Last year, Gartner found that robotic process automation (RPA) is the fastest growing category in enterprise software. So perhaps it shouldn’t come as a surprise that UiPath, a leading startup in the space, announced a $225 million Series E today on an eye-popping $10.2 billion valuation.
Alkeon Capital led the round with help from Accel, Coatue, Dragoneer, IVP, Madrona Venture Group, Sequoia Capital, Tencent, Tiger Global, Wellington and T. Rowe Price Associates, Inc. Today’s investment brings the total raised to $1.202 billion, according to the company.
It’s worth noting that the presence of institutional investors like Wellington is often a signal that a company could be thinking about going public at some point. CFO Ashim Gupta didn’t shy away from a future IPO, saying that co-founder and CEO Daniel Dines has discussed the idea in recent months and what it would take to become a public company.
“We’re evaluating the market conditions and I wouldn’t say this to be vague, but we haven’t chosen a day that says on this day we’re going public. We’re really in the mindset that says we should be prepared when the market is ready, and I wouldn’t be surprised if that’s in the next 12-18 months,” he said.
One of the factors that’s attracting so much investor interest is its growth rate, which Gupta says is continuing on an upward trajectory, even during the pandemic as companies look for ways to automate. In fact, he reports that recurring revenue has grown from $100 million to $400 million over the last 24 months.
RPA helps companies add a level of automation to manual legacy processes, bringing modernization without having to throw out existing systems. This approach appeals to a lot of companies not willing to rip and replace to get some of the advantages of digital transformation. The pandemic has only served to push this kind of technology to the forefront as companies look for ways to automate more quickly.
The company raised some eyebrows in the fall when it announced it was laying off 400 employees just six months after raising $568 million on a $7 billion valuation, but Gupta said that the layoffs represented a kind of reset for the company after it had grown rapidly in the prior two years.
“From 2017 to 2019, we invested in a lot of different areas. I think in October, the way we thought about it was, we really started taking a pause as we became more confident in our strategy, and we reassessed areas that we wanted to cut back on, and that drove those layoff decisions in October.

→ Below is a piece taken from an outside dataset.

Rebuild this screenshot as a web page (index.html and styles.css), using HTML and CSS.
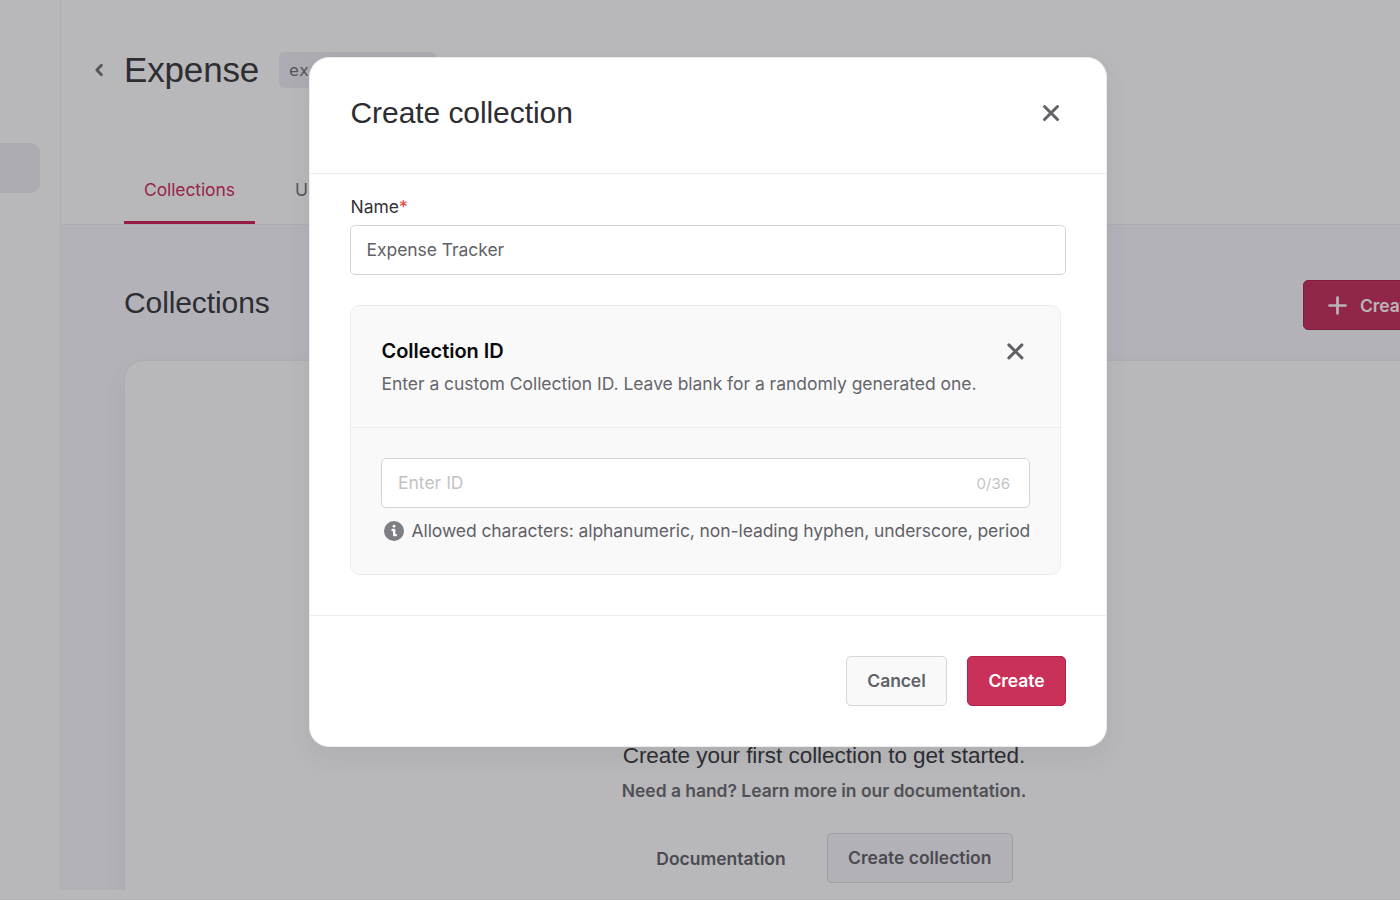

As for why the startup needs all that cash, Gupta says in a growing market, it is spending to grab as much market share as it can and that takes a lot of investment. Plus, it can’t hurt to have plenty of money in the bank as a hedge against economic uncertainty during the pandemic. Gupta notes that UiPath could also be looking at strategic acquisitions in the months ahead to fill in holes in the product roadmap more rapidly.
While the company doesn’t expect to go through the kind of growth it went through in 2017 and 2018, it will continue to hire, and Gupta says the leadership team is committed to building a diverse team at all levels of the organization. “We want to have the best people, but we really do believe that having the best people and the best team means that diversity has to be a part of that,” he said.
The company was founded in 2005 in Bucharest, outsourcing automation libraries and software. In 2015, it began the pivot to RPA and has been growing in leaps and bounds ever since. When we spoke to the startup in September 2018 around its $225 million Series C investment (which eventually ballooned to $265 million), it had 1,800 customers. Today it has 7,000 and is growing.